STATED GOAL: From the entries below, copy out every line with "this" in it.

* start SUPPLIED DATA *

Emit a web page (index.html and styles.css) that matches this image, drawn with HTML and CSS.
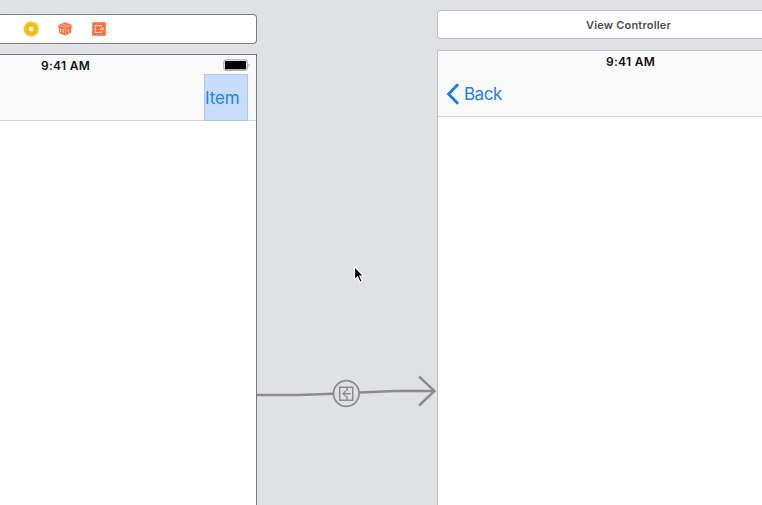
FILE: index.html
```html
<!DOCTYPE html>
<html lang="en">
<head>
<meta charset="utf-8">
<title>Storyboard</title>
<link rel="stylesheet" href="styles.css">
</head>
<body>
<main class="canvas">
  <section class="scene scene-source">
    <header class="dock">
      <svg class="dock-icon" viewBox="0 0 16 16"><circle cx="8.2" cy="8" r="7.6" fill="#f9c51b"/><rect x="4.2" y="4" width="8" height="8" rx="1" fill="none" stroke="#e9ae16"/><rect x="6.2" y="6" width="4" height="4" rx=".8" fill="#fff"/></svg>
      <svg class="dock-icon" viewBox="0 0 16 16"><path d="M1.2 4 8 1.3 14.8 3.8 14 11.6 8.5 14.8 2 12Z" fill="#fa7041"/><path d="M1.3 4.2 8.6 6.4 14.6 4M8.6 6.4V14.5M4.5 2.7 11.5 5.2" fill="none" stroke="#ffc5b0" stroke-width=".7"/><path d="M3.4 7.3v3.6M6 8v3.6M11.4 8v3.5" stroke="#ffe4da" stroke-width="1"/></svg>
      <svg class="dock-icon" viewBox="0 0 16 16"><rect x="1.2" y="1.2" width="13.6" height="13.6" fill="#fa7041"/><path d="M10.3 6V4.5H4.3V11.5H10.3V10M8.7 8H12" fill="none" stroke="#ffd9ca" stroke-width="1.1"/><path d="M11 6 13.2 8 11 10Z" fill="#ffd9ca"/></svg>
    </header>
    <div class="phone">
      <div class="navbar">
        <span class="time">9:41 AM</span>
        <svg class="battery" viewBox="0 0 28 13"><rect x=".8" y=".8" width="23.4" height="10.6" rx="2.8" fill="#fff" stroke="#b0b0b0" stroke-width="1.3"/><rect x="2" y="2" width="21" height="8.2" rx="1" fill="#000"/><path d="M25.6 4.3Q27.4 6.2 25.6 8.1Z" fill="#888"/></svg>
        <div class="bar-item">Item</div>
      </div>
    </div>
  </section>
  <div class="gap">
    <svg class="segue" viewBox="0 0 180 50" fill="none" stroke="#8b8b8c">
      <path d="M0 25H42L76 23.7M103 22.5 138 21H177" stroke-width="2.4"/>
      <path d="M162 6.5 177.5 21 162 35.5" stroke-width="2.4"/>
      <circle cx="89.3" cy="23.5" r="12.8" stroke-width="1.7"/>
      <path d="M82.7 17.3H95.7V30.2H82.7ZM90 17.3V21M90 26.2V30.2M93.8 23.7H86" stroke-width="1.5"/>
      <path d="M88.7 21 86 23.7 88.7 26.4" stroke-width="1.3"/>
    </svg>
    <svg class="cursor" viewBox="0 0 14 20"><path d="M1.5 1.5V14.7L4.5 12 7 17.3 9.2 16.3 6.9 11.2H10.7Z" fill="#000" stroke="#fff" stroke-width="1.2"/></svg>
  </div>
  <section class="scene scene-target">
    <header class="dock"><span class="dock-title">View Controller</span></header>
    <div class="phone">
      <div class="navbar">
        <span class="time">9:41 AM</span>
        <div class="back">
          <svg class="chevron" viewBox="0 0 13 22"><path d="M11.6 1.2 2 11 11.6 20.8" fill="none" stroke="#0a7bff" stroke-width="2.7"/></svg>
          <span>Back</span>
        </div>
      </div>
    </div>
  </section>
</main>
</body>
</html>
```
FILE: styles.css
```css
* { box-sizing: border-box; }
body { margin: 0; font-family: Inter, "Liberation Sans", sans-serif; }
.canvas {
  display: grid;
  grid-template-columns: 257px 180px 325px;
  height: 505px;
  overflow: hidden;
  background: #e0e1e5;
}
.scene { display: flex; flex-direction: column; min-width: 0; }
.scene-source { padding-top: 14px; }
.scene-target { padding-top: 10px; }
.dock {
  display: flex;
  align-items: center;
  flex: none;
  background: #fff;
}
.scene-source .dock {
  height: 30px;
  gap: 18px;
  padding-left: 23px;
  border: 1px solid #7d7e80;
  border-left: 0;
  border-radius: 0 4px 4px 0;
}
.scene-target .dock {
  height: 29px;
  padding: 1px 0 0 148px;
  border: 1px solid #bfc0c2;
  border-right: 0;
  border-radius: 4px 0 0 4px;
}
.dock-icon { width: 16px; height: 16px; }
.dock-title {
  color: #4d4d4d;
  font-size: 11px;
  font-weight: 600;
  letter-spacing: 0.2px;
  white-space: nowrap;
}
.phone { flex: 1; background: #fff; }
.scene-source .phone { margin-top: 10px; border: 1px solid #77787a; border-width: 1px 1px 0 0; }
.scene-target .phone { margin-top: 11px; border: 1px solid #bfc0c2; border-width: 1px 0 0 1px; }
.navbar {
  display: grid;
  grid-template-rows: 20px 46px;
  height: 66px;
  background: #f9f9f9;
  border-bottom: 1px solid #d8d8d9;
}
.time {
  color: #111;
  font-size: 12px;
  font-weight: 600;
  letter-spacing: 0.3px;
  line-height: 22px;
  white-space: nowrap;
}
.scene-source .navbar { grid-template-columns: 204px 44px; }
.scene-source .time { padding-left: 41px; }
.battery { width: 28px; height: 13px; margin: 4px 0 0 19px; }
.bar-item {
  grid-column: 2;
  height: 47px;
  margin-top: -1px;
  border: 1px solid #a3c8fb;
  background: #c8ddfd;
  color: #2680f8;
  font-size: 17px;
  letter-spacing: -0.1px;
  line-height: 46px;
}
.scene-target .time { padding-left: 168px; }
.back {
  display: flex;
  align-items: center;
  gap: 4px;
  padding-left: 8px;
  height: 46px;
  color: #1a7dfa;
  font-size: 17px;
  letter-spacing: -0.5px;
}
.chevron { width: 14px; height: 22px; }
.gap { position: relative; padding-top: 370px; }
.segue { display: block; width: 180px; height: 50px; }
.cursor { position: absolute; left: 96px; top: 265px; width: 14px; height: 20px; }
```
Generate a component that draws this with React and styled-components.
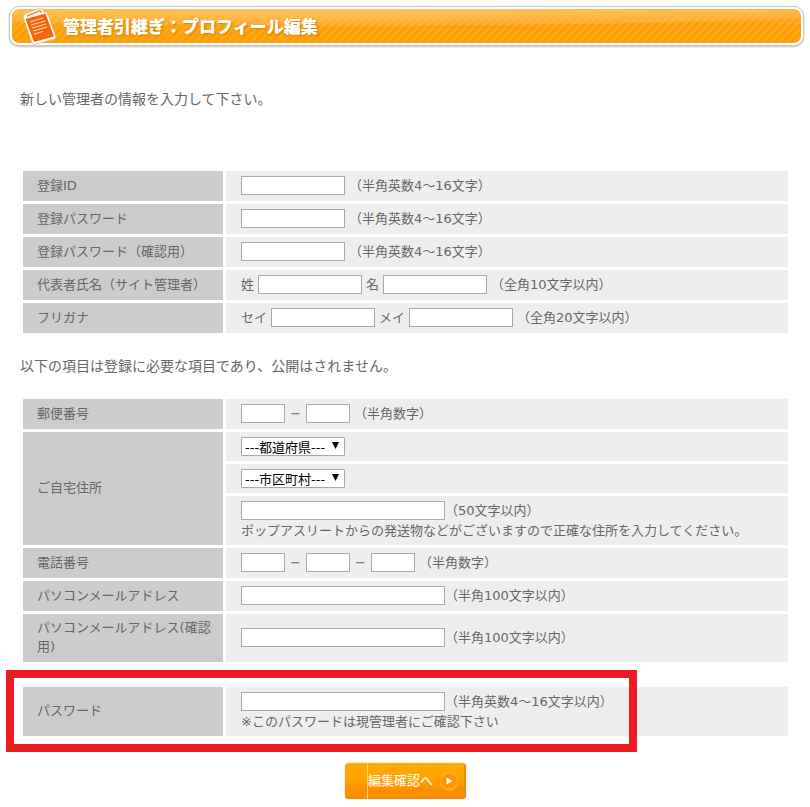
import React from 'react'
import styled, { createGlobalStyle } from 'styled-components'

const GlobalStyle = createGlobalStyle`
  body {
    margin: 0;
    background-color: white;
    color: #666;
    font-family: "DejaVu Sans", "Noto Sans CJK JP", sans-serif;
    font-size: 13px;
    line-height: 19px;
  }
`

const Page = styled.main`
  padding: 6px 6px 8px 9px;
`

const TitleFrame = styled.header`
  border: 1px solid #c8c8c8;
  border-radius: 10px;
  padding: 2px;
  background-color: white;
  box-shadow: 0 1px 2px #bbb;
`

const TitleBar = styled.div`
  position: relative;
  display: flex;
  align-items: center;
  height: 34px;
  padding-left: 51px;
  border-radius: 7px;
  background-color: #fd9f06;
  background-image:
    radial-gradient(ellipse 70% 17px at 42% 0, rgba(255, 255, 255, 0.28), rgba(255, 255, 255, 0.1) 96%, transparent 100%),
    linear-gradient(rgba(255, 255, 255, 0.15), transparent 60%),
    linear-gradient(135deg, transparent 44%, rgba(255, 255, 255, 0.2) 45% 55%, transparent 56%);
  background-size: 100% 100%, 100% 100%, 8px 8px;
`

const Title = styled.h1`
  margin: 0;
  color: white;
  font-family: "Noto Sans CJK JP", sans-serif;
  font-size: 17px;
  font-weight: 900;
  line-height: 24px;
  text-shadow: 1px 1px 2px #c98218;
`

const NoteIcon = styled.svg`
  position: absolute;
  left: 9px;
  top: -4px;
  width: 38px;
  height: 42px;
`

const Form = styled.form`
  padding: 0 13px 0 11px;
`

const Lead = styled.p`
  margin: 0;
  padding: ${props => props.$first ? '43px 0 59px' : '20px 0'};
  font-size: 14px;
  line-height: 20px;
`

const Table = styled.table`
  width: 100%;
  table-layout: fixed;
  border-spacing: 3px;
`

const HeadCell = styled.th`
  width: 178px;
  padding: 4px 8px 6px 14px;
  background-color: #ccc;
  font-weight: normal;
  text-align: left;
`

const Cell = styled.td`
  padding: 5px 15px;
  background-color: #eee;
`

const Line = styled.div`
  display: flex;
  align-items: flex-start;
  gap: ${props => props.$tight ? '0' : '4px'};
  min-height: 20px;
`

const TextBox = styled.input`
  box-sizing: border-box;
  width: ${props => props.$size === 'long' ? '204px' : props.$size === 'short' ? '44px' : '104px'};
  height: 19px;
  padding: 0 2px;
  border: 1px solid #a9a9a9;
  background-color: white;
  font: inherit;
`

const Dash = styled.span`
  width: 13px;
  text-align: center;
`

const SelectWrap = styled.div`
  position: relative;
  width: 104px;
  height: 19px;
`

const Select = styled.select`
  appearance: none;
  box-sizing: border-box;
  display: block;
  width: 100%;
  height: 19px;
  padding: 2px 16px 0 3px;
  border: 1px solid #a9a9a9;
  border-radius: 1px;
  background-color: white;
  color: black;
  font-family: inherit;
  font-size: 13px;
  line-height: 16px;
`

const Arrow = styled.svg`
  position: absolute;
  right: 6px;
  top: 5px;
  width: 7px;
  height: 7px;
  pointer-events: none;
`

const PasswordArea = styled.section`
  position: relative;
  margin-top: 19px;
`

const RedFrame = styled.div`
  position: absolute;
  box-sizing: border-box;
  left: -14px;
  top: -14px;
  bottom: -13px;
  width: 631px;
  border: 8px solid #ed1c24;
  pointer-events: none;
`

const Actions = styled.div`
  display: flex;
  justify-content: center;
  padding-top: 24px;
`

const SubmitButton = styled.button`
  display: flex;
  align-items: center;
  gap: 6px;
  height: 36px;
  padding: 0 7px 0 0;
  border: 0;
  border-radius: 4px;
  background: linear-gradient(#ffab00, #ffa200 50%, #ff8c00 75%, #ff9600);
  box-shadow: inset -2px -2px 1px #f08a10, 0 0 1px #d98a30;
  color: white;
  font-family: inherit;
  font-size: 13px;
`

const ButtonLabel = styled.span`
  display: flex;
  align-items: center;
  box-sizing: border-box;
  height: 36px;
  margin-left: 22px;
  padding-bottom: 3px;
  border-left: 1px solid #ffd27a;
`

const pref = ['---都道府県---']
const city = ['---市区町村---']

const Row = ({ label, id, rowSpan, children }) => (
    <tr>
        <HeadCell scope="row" rowSpan={rowSpan}><label htmlFor={id}>{label}</label></HeadCell>
        <Cell>{children}</Cell>
    </tr>
)

const DropDown = ({ id, name, options }) => (
    <SelectWrap>
        <Select id={id} aria-label={name}>
            {options.map(option => <option key={option}>{option}</option>)}
        </Select>
        <Arrow viewBox="0 0 7 7"><path d="M0 0h7L3.5 7z" fill="black" /></Arrow>
    </SelectWrap>
)

const App = () => {

    const handleSubmit = (e) => {
        e.preventDefault()
    }

    return (
        <Page>
            <GlobalStyle />
            <TitleFrame>
                <TitleBar>
                    <NoteIcon viewBox="0 0 38 42">
                        <path d="M2 12 L4 9 L19 3 L22 4 L23 7 L26 7 L35 32 L34 34 L13 39.5 L11 38 Z" fill="white" stroke="#d9b888" strokeWidth="0.8" strokeLinejoin="round" />
                        <path d="M4.5 14 L24.5 8.5 L33 31.5 L13 37 Z" fill="#f9650c" />
                        <path d="M6 11 L19 5.5 L20.5 7.5" fill="none" stroke="#f98a40" strokeWidth="1.5" />
                        <path d="M9 17l13-4M10 20l14-4M11 23l14-4M12 26l14-4M13 29l9-2.5" stroke="#ffd9b8" strokeWidth="1" />
                    </NoteIcon>
                    <Title>管理者引継ぎ：プロフィール編集</Title>
                </TitleBar>
            </TitleFrame>
            <Form onSubmit={handleSubmit}>
                <Lead $first>新しい管理者の情報を入力して下さい。</Lead>
                <Table>
                    <tbody>
                        <Row label="登録ID" id="loginId">
                            <Line><TextBox id="loginId" />（半角英数4～16文字）</Line>
                        </Row>
                        <Row label="登録パスワード" id="pass">
                            <Line><TextBox id="pass" type="password" />（半角英数4～16文字）</Line>
                        </Row>
                        <Row label="登録パスワード（確認用）" id="passConfirm">
                            <Line><TextBox id="passConfirm" type="password" />（半角英数4～16文字）</Line>
                        </Row>
                        <Row label="代表者氏名（サイト管理者）" id="lastName">
                            <Line>
                                <label htmlFor="lastName">姓</label>
                                <TextBox id="lastName" />
                                <label htmlFor="firstName">名</label>
                                <TextBox id="firstName" />
                                （全角10文字以内）
                            </Line>
                        </Row>
                        <Row label="フリガナ" id="lastKana">
                            <Line>
                                <label htmlFor="lastKana">セイ</label>
                                <TextBox id="lastKana" />
                                <label htmlFor="firstKana">メイ</label>
                                <TextBox id="firstKana" />
                                （全角20文字以内）
                            </Line>
                        </Row>
                    </tbody>
                </Table>
                <Lead>以下の項目は登録に必要な項目であり、公開はされません。</Lead>
                <Table>
                    <tbody>
                        <Row label="郵便番号" id="zip1">
                            <Line>
                                <TextBox id="zip1" $size="short" />
                                <Dash>−</Dash>
                                <TextBox aria-label="郵便番号" $size="short" />
                                （半角数字）
                            </Line>
                        </Row>
                        <Row label="ご自宅住所" id="pref" rowSpan={3}>
                            <DropDown id="pref" name="都道府県" options={pref} />
                        </Row>
                        <tr>
                            <Cell><DropDown id="city" name="市区町村" options={city} /></Cell>
                        </tr>
                        <tr>
                            <Cell>
                                <Line $tight><TextBox aria-label="ご自宅住所" $size="long" />（50文字以内）</Line>
                                ポップアスリートからの発送物などがございますので正確な住所を入力してください。
                            </Cell>
                        </tr>
                        <Row label="電話番号" id="tel1">
                            <Line>
                                <TextBox id="tel1" $size="short" />
                                <Dash>−</Dash>
                                <TextBox aria-label="電話番号" $size="short" />
                                <Dash>−</Dash>
                                <TextBox aria-label="電話番号" $size="short" />
                                （半角数字）
                            </Line>
                        </Row>
                        <Row label="パソコンメールアドレス" id="mail">
                            <Line $tight><TextBox id="mail" $size="long" />（半角100文字以内）</Line>
                        </Row>
                        <Row label="パソコンメールアドレス(確認用)" id="mailConfirm">
                            <Line $tight><TextBox id="mailConfirm" $size="long" />（半角100文字以内）</Line>
                        </Row>
                    </tbody>
                </Table>
                <PasswordArea>
                    <Table>
                        <tbody>
                            <Row label="パスワード" id="adminPass">
                                <Line $tight><TextBox id="adminPass" type="password" $size="long" />（半角英数4～16文字以内）</Line>
                                ※このパスワードは現管理者にご確認下さい
                            </Row>
                        </tbody>
                    </Table>
                    <RedFrame />
                </PasswordArea>
                <Actions>
                    <SubmitButton type="submit">
                        <ButtonLabel>編集確認へ</ButtonLabel>
                        <svg width="20" height="20" viewBox="0 0 20 20">
                            <circle cx="10" cy="10" r="8.5" fill="#ff9500" stroke="#ffae20" strokeWidth="2" />
                            <path d="M7.5 6.5v7l6-3.5z" fill="white" />
                        </svg>
                    </SubmitButton>
                </Actions>
            </Form>
        </Page>
    )
}

export default App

* end SUPPLIED DATA *

WRITTEN SOLUTION:
Emit a web page (index.html and styles.css) that matches this image, drawn with HTML and CSS.
Generate a component that draws this with React and styled-components.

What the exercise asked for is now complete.